Recent developments in shear rheometry of uncured rubber compounds. II. Use of the sliding cylinder rheometer to probe sample anisotropy

Abstract This paper describes a rheological investigation of specific structural features of carbon black-filled rubber compounds, known as ‘grain’ in rubber technology. The grain reflects a process-induced anisotropy of certain properties, for instance tensile strength, orientation (or anisotropy) of the material resulting from some stages of the whole processing steps that involve strong flows, such as milling. In the experiments reported, rubber samples sheeted off from an open mill were submitted to shear measurements in the sliding cylinder rheometer (SCR).

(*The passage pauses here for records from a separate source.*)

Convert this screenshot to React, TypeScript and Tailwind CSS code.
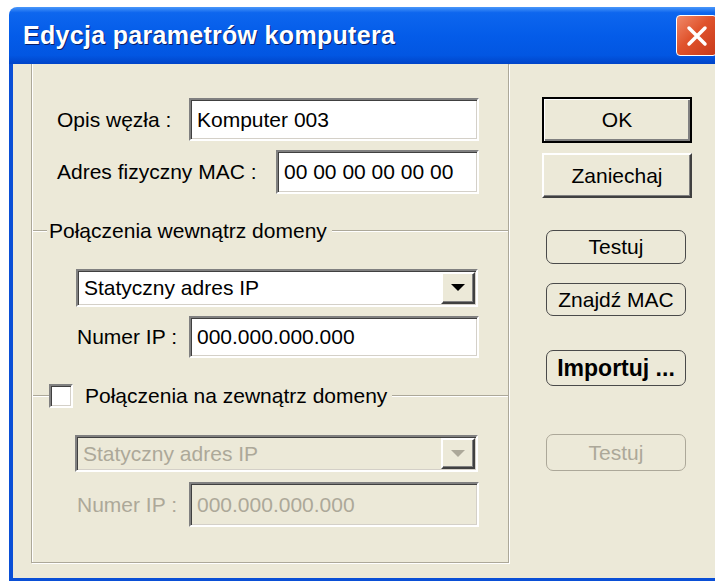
import React from 'react';

const font = "font-['Liberation_Sans',Arial,sans-serif]";

// sunken edit field, classic 3D look
const Field: React.FC<{ value: string; width: string; height: string; disabled?: boolean }> = ({ value, width, height, disabled }) => (
  <div
    className={`${width} ${height} flex items-center pl-[6px] border-2 border-t-[#808080] border-l-[#808080] border-b-white border-r-white shadow-[inset_1px_1px_0_#404040,inset_-1px_-1px_0_#d4d0c8] ${
      disabled ? 'bg-[#ece9d8] text-[#aca899]' : 'bg-white text-black'
    }`}
  >
    {value}
  </div>
);

const Combo: React.FC<{ value: string; height: string; disabled?: boolean }> = ({ value, height, disabled }) => (
  <div
    className={`${height} flex items-stretch border-2 border-t-[#808080] border-l-[#808080] border-b-white border-r-white shadow-[inset_1px_1px_0_#404040,inset_-1px_-1px_0_#d4d0c8] ${
      disabled ? 'bg-[#ece9d8] text-[#aca899]' : 'bg-white text-black'
    }`}
  >
    <div className="flex-1 flex items-center pl-[6px]">{value}</div>
    <div className="w-[34px] m-[1px] flex items-center justify-center bg-[#ece9d8] border-2 border-t-white border-l-white border-b-[#404040] border-r-[#404040] shadow-[inset_-1px_-1px_0_#808080]">
      <svg width="14" height="8" viewBox="0 0 14 8">
        <polygon points="0,0 14,0 7,7" fill={disabled ? '#aca899' : '#000'} />
      </svg>
    </div>
  </div>
);

const Etch: React.FC<{ className?: string }> = ({ className = '' }) => (
  <div className={`h-0 border-t border-t-[#aca899] border-b border-b-white ${className}`} />
);

const RoundButton: React.FC<{ label: string; className?: string; bold?: boolean; disabled?: boolean }> = ({ label, className = '', bold, disabled }) => (
  <div
    className={`w-[140px] ml-[4px] flex items-center justify-center rounded-[7px] border ${
      disabled ? 'border-[#aca899] text-[#aca899]' : 'border-[#4a4a4a] text-black'
    } ${bold ? 'font-bold text-[23px]' : ''} ${className}`}
  >
    {label}
  </div>
);

export default function App() {
  return (
    <div className={`w-[715px] h-[581px] overflow-hidden bg-white ${font} text-[21px]`}>
      <div className="ml-[9px] mt-[7px] w-[720px] h-[574px] flex flex-col rounded-t-[8px] overflow-hidden">
        {/* title bar */}
        <div className="h-[57px] flex items-center pl-[14px] bg-[linear-gradient(to_bottom,#4a97fa_0%,#0d66ee_10%,#045ce9_50%,#0256e2_85%,#0044c8_100%)]">
          <span className="text-white font-bold text-[25px] tracking-[0.3px] [text-shadow:1px_1px_0_#0a1f6a]">
            Edycja parametrów komputera
          </span>
          <div className="ml-auto mr-[12px] w-[41px] h-[41px] rounded-[4px] border border-white bg-[linear-gradient(135deg,#f08a6a_0%,#e0532c_45%,#c8391a_100%)] flex items-center justify-center">
            <svg width="24" height="24" viewBox="0 0 24 24">
              <path d="M4 4 L20 20 M20 4 L4 20" stroke="#fff" strokeWidth="3.5" strokeLinecap="round" />
            </svg>
          </div>
        </div>

        {/* client area */}
        <div className="flex-1 flex bg-[#ece9d8] border-l-4 border-b-[3px] border-[#0a4fd6] pl-[18px]">
          <div className="w-[478px] h-[499px] flex flex-col border-l border-r border-b border-[#aca899] shadow-[inset_1px_0_0_#fff,1px_1px_0_#fff]">
            <div className="mt-[34px] h-[43px] flex items-center justify-between pl-[25px] pr-[29px]">
              <span>Opis węzła :</span>
              <Field value="Komputer 003" width="w-[290px]" height="h-[43px]" />
            </div>
            <div className="mt-[9px] h-[44px] flex items-center justify-between pl-[25px] pr-[29px]">
              <span>Adres fizyczny MAC :</span>
              <Field value="00 00 00 00 00 00" width="w-[203px]" height="h-[44px]" />
            </div>

            {/* inside the domain */}
            <div className="mt-[25px] h-[24px] flex items-center">
              <Etch className="w-[14px] ml-[1px]" />
              <span className="ml-[2px] mr-[5px]">Połączenia wewnątrz domeny</span>
              <Etch className="flex-1" />
            </div>
            <div className="mt-[26px] ml-[44px] mr-[30px]">
              <Combo value="Statyczny adres IP" height="h-[38px]" />
            </div>
            <div className="mt-[9px] h-[42px] flex items-center justify-between pl-[45px] pr-[29px]">
              <span>Numer IP :</span>
              <Field value="000.000.000.000" width="w-[290px]" height="h-[42px]" />
            </div>

            {/* outside the domain */}
            <div className="mt-[26px] h-[24px] flex items-center">
              <Etch className="w-[16px] ml-[1px]" />
              <div className="w-[24px] h-[24px] bg-white border-2 border-t-[#808080] border-l-[#808080] border-b-white border-r-white shadow-[inset_1px_1px_0_#404040,inset_-1px_-1px_0_#d4d0c8]" />
              <span className="ml-[12px] mr-[5px]">Połączenia na zewnątrz domeny</span>
              <Etch className="flex-1" />
            </div>
            <div className="mt-[27px] ml-[43px] mr-[30px]">
              <Combo value="Statyczny adres IP" height="h-[37px]" disabled />
            </div>
            <div className="mt-[10px] h-[45px] flex items-center justify-between pl-[45px] pr-[29px] text-[#aca899]">
              <span>Numer IP :</span>
              <Field value="000.000.000.000" width="w-[290px]" height="h-[45px]" disabled />
            </div>
          </div>

          {/* buttons */}
          <div className="ml-[33px] flex flex-col items-start">
            <div className="mt-[33px] w-[150px] h-[46px] flex items-center justify-center border-2 border-black shadow-[inset_1px_1px_0_#fff,inset_-2px_-2px_0_#808080]">
              OK
            </div>
            <div className="mt-[10px] w-[150px] h-[45px] flex items-center justify-center border-2 border-t-white border-l-white border-b-[#404040] border-r-[#404040] shadow-[inset_-1px_-1px_0_#808080]">
              Zaniechaj
            </div>
            <RoundButton label="Testuj" className="mt-[32px] h-[34px]" />
            <RoundButton label="Znajdź MAC" className="mt-[19px] h-[33px]" />
            <RoundButton label="Importuj ..." className="mt-[34px] h-[36px]" bold />
            <RoundButton label="Testuj" className="mt-[48px] h-[37px]" disabled />
          </div>
        </div>
      </div>
    </div>
  );
}
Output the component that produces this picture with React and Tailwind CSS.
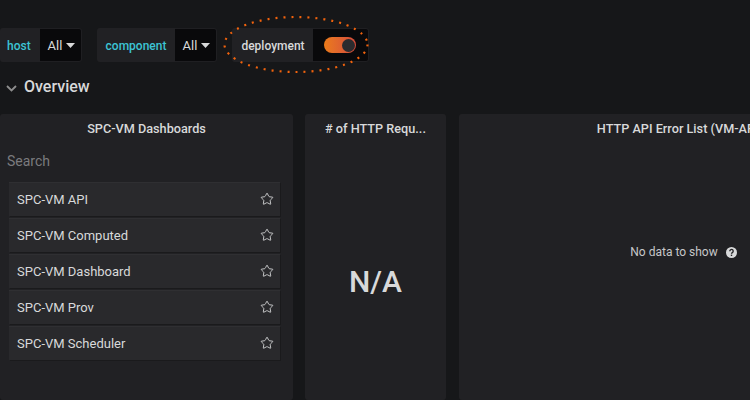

By design, this device allows the shearing direction to be either parallel or orthogonal to the grain orientation of the test sample, and an analysis of the overall anisotropy of the material is feasible since viscous properties are expected to vary according to the direction of the grain. Roll-milling conditions were found to be either favourable or detrimental towards the structural anisotropy of the compounds, depending on the cylinder rotation speed and the friction factor. Complementary tests with a dynamic torsional rotational rheometer helped characterising the limits for de-structuring of the material. The interpretation of results relies on the present knowledge of rubber compounds structure, which includes a polymer matrix and a soft 3D rubber-filler network. Orientation mechanisms and their consequences on flow properties are addressed and illustrated in this study, which demonstrates the interest of the rheological approach in investigating material microstructure. Further applications of the method could be easily found with other filled polymer systems.